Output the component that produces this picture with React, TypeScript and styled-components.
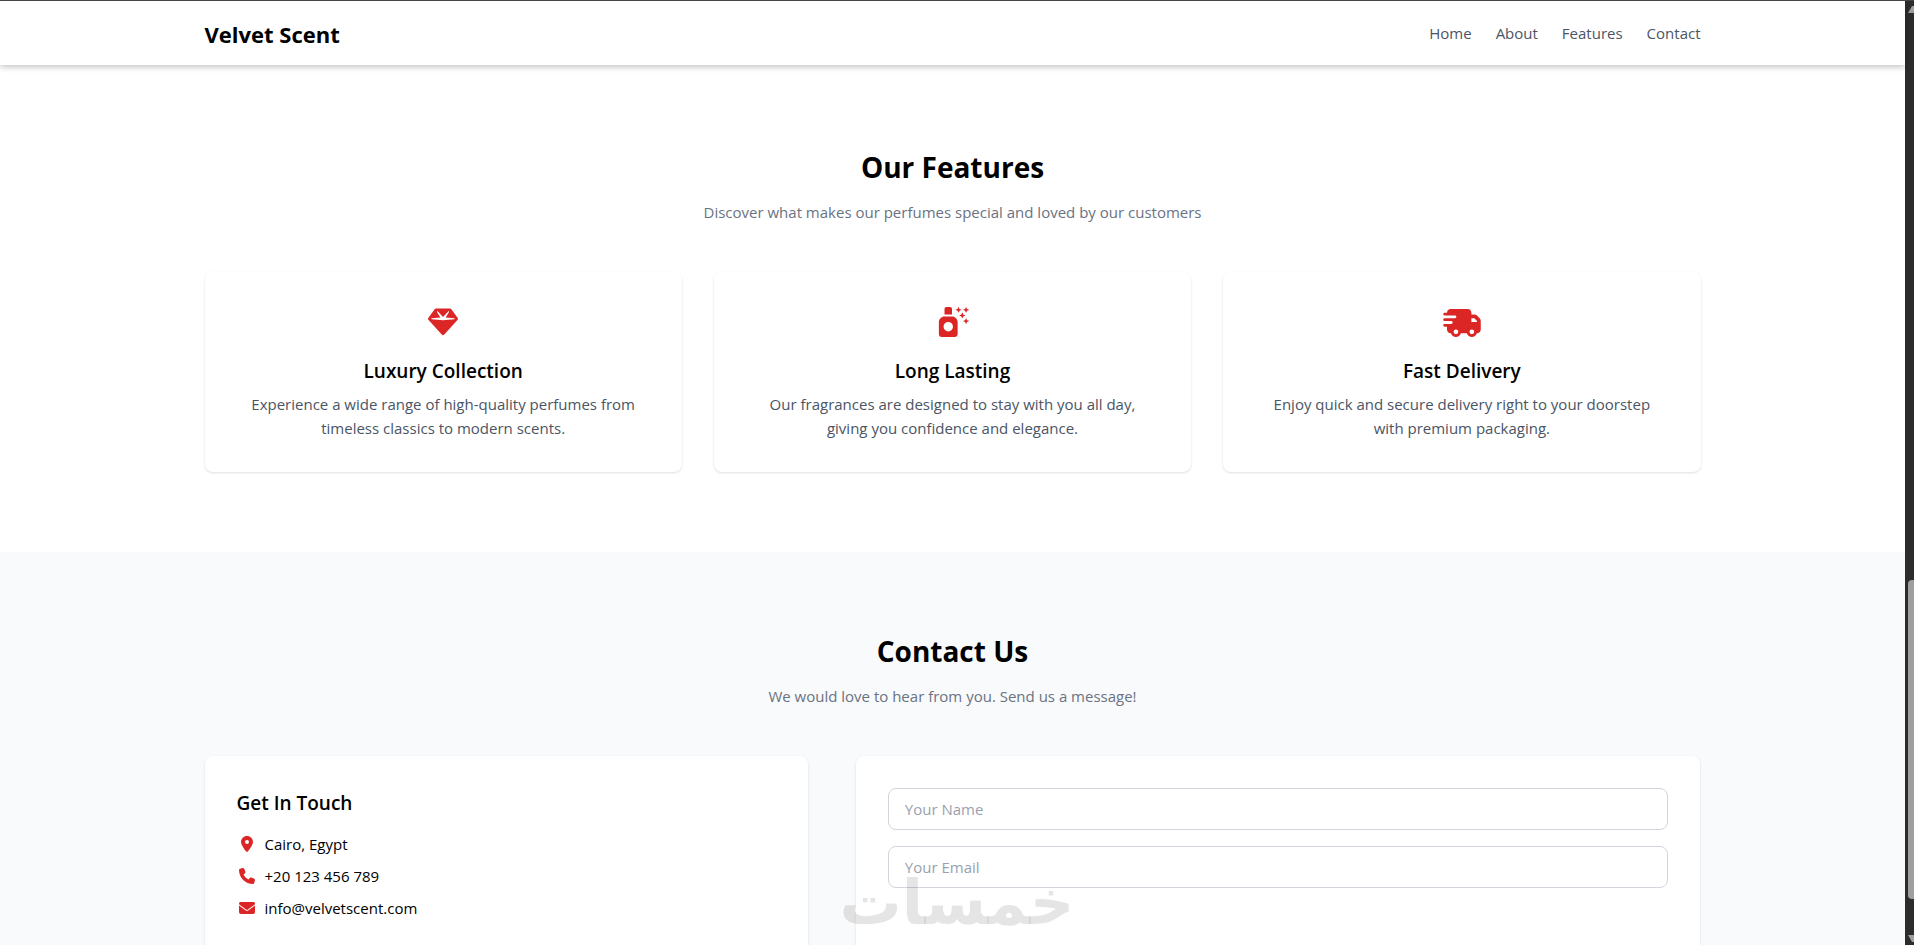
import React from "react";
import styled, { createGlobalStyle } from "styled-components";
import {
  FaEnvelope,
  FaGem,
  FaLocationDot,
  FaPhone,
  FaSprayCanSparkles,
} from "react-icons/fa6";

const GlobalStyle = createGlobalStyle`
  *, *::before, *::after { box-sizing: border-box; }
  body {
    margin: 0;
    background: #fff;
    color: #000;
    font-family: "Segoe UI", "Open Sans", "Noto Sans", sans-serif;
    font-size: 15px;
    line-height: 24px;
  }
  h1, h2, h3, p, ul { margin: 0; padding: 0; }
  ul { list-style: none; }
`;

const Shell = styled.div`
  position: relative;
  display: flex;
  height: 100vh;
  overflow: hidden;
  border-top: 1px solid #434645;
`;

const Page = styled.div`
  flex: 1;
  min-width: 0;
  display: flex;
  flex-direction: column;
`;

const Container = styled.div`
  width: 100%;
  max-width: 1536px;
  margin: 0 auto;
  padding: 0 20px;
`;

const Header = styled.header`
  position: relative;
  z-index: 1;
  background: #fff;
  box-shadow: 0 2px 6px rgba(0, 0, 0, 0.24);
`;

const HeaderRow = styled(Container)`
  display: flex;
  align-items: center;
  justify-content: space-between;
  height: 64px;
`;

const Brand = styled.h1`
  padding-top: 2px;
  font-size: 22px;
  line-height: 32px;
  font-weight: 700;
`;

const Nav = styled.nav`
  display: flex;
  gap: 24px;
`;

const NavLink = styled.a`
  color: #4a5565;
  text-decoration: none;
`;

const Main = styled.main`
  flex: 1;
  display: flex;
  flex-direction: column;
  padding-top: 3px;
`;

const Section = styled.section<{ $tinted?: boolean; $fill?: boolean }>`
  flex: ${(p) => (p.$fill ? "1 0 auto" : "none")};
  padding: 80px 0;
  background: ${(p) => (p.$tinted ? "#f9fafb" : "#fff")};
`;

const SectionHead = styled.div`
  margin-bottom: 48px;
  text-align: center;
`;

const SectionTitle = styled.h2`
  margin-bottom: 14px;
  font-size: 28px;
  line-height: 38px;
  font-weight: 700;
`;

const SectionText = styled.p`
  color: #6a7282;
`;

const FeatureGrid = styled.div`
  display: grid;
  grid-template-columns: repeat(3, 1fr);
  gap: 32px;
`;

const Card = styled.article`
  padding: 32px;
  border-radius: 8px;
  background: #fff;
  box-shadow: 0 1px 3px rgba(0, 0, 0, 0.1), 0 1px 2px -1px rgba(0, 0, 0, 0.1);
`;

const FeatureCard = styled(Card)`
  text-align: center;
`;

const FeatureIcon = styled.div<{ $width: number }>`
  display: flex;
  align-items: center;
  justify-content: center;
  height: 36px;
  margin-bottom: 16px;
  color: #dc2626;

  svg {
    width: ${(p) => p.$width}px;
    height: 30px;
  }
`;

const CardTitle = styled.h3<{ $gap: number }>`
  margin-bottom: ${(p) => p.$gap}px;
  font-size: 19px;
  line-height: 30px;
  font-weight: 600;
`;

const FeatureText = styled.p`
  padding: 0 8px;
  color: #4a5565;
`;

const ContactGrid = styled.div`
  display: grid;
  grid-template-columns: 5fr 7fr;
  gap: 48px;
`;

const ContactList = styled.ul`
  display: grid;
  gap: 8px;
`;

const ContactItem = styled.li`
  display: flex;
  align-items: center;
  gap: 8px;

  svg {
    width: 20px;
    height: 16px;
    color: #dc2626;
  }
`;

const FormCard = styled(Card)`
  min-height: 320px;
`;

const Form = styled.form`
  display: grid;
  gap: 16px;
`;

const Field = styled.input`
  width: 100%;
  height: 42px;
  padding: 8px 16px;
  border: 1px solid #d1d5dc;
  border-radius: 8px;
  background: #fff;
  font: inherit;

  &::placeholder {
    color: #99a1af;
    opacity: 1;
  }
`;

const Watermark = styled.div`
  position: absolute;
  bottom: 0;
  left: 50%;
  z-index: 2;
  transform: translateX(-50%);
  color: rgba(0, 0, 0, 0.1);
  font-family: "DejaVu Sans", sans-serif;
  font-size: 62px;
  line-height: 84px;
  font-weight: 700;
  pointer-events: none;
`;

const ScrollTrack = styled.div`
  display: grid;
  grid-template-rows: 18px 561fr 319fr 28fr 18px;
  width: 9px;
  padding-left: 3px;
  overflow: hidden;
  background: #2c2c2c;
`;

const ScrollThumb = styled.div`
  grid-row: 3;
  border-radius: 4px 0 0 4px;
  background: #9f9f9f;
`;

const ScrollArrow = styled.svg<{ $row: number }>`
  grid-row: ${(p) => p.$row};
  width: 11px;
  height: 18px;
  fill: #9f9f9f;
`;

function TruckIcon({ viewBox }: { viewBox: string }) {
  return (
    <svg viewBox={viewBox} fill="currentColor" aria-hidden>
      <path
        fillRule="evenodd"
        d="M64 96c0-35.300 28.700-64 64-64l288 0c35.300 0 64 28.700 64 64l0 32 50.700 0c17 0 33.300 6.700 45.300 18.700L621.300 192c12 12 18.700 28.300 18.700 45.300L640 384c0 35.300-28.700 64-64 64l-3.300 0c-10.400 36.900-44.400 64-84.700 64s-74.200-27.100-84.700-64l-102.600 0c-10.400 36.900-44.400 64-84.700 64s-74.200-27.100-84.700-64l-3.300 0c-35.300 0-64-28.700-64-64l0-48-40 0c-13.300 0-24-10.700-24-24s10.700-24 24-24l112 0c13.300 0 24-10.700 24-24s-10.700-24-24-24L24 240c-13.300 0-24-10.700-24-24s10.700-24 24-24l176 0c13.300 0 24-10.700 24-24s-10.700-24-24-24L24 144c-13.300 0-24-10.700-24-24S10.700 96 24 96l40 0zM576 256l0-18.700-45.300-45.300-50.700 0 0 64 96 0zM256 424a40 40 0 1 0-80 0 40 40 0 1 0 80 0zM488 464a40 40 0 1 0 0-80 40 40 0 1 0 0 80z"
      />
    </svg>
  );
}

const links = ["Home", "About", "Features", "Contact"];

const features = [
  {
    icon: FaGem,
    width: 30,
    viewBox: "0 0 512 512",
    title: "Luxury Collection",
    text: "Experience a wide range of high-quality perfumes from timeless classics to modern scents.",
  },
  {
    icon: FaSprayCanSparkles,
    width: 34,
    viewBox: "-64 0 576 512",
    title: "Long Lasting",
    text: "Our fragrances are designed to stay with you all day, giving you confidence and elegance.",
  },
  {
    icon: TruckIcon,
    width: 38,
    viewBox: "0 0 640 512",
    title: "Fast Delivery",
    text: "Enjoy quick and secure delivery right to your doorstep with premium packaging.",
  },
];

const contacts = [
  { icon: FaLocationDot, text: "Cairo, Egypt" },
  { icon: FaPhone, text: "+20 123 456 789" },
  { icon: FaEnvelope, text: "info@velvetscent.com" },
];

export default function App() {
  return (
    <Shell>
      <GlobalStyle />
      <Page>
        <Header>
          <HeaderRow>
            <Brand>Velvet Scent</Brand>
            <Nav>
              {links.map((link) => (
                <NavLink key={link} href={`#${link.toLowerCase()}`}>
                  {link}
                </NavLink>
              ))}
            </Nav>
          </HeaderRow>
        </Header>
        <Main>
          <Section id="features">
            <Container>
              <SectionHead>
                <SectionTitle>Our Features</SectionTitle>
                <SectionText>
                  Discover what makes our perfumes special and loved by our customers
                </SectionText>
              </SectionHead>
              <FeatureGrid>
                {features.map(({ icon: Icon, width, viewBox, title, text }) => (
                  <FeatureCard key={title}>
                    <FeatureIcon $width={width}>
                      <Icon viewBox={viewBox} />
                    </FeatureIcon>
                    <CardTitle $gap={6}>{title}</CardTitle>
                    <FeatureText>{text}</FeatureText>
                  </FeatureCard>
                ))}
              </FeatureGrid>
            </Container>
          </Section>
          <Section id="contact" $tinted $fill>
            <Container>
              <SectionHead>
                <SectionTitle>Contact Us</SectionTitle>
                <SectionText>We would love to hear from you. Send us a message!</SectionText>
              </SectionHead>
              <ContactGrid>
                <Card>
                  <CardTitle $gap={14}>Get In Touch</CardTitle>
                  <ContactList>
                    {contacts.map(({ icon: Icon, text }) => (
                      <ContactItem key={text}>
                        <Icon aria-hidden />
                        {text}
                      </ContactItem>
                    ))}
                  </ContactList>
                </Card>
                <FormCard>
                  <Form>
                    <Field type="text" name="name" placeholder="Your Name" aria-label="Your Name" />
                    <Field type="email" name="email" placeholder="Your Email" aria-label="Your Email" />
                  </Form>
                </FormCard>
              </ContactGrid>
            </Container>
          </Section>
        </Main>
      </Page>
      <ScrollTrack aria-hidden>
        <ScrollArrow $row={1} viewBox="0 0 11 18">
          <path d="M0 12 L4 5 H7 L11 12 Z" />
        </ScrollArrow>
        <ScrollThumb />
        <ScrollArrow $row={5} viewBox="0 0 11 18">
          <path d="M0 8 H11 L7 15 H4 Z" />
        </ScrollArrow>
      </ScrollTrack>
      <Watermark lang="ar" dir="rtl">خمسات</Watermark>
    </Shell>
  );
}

____________

- **What this task involves**:
Check the data for the word "with" and pull out the lines that have it.

- **Task result**:
Output the component that produces this picture with React, TypeScript and styled-components.
    text: "Our fragrances are designed to stay with you all day, giving you confidence and elegance.",
    text: "Enjoy quick and secure delivery right to your doorstep with premium packaging.",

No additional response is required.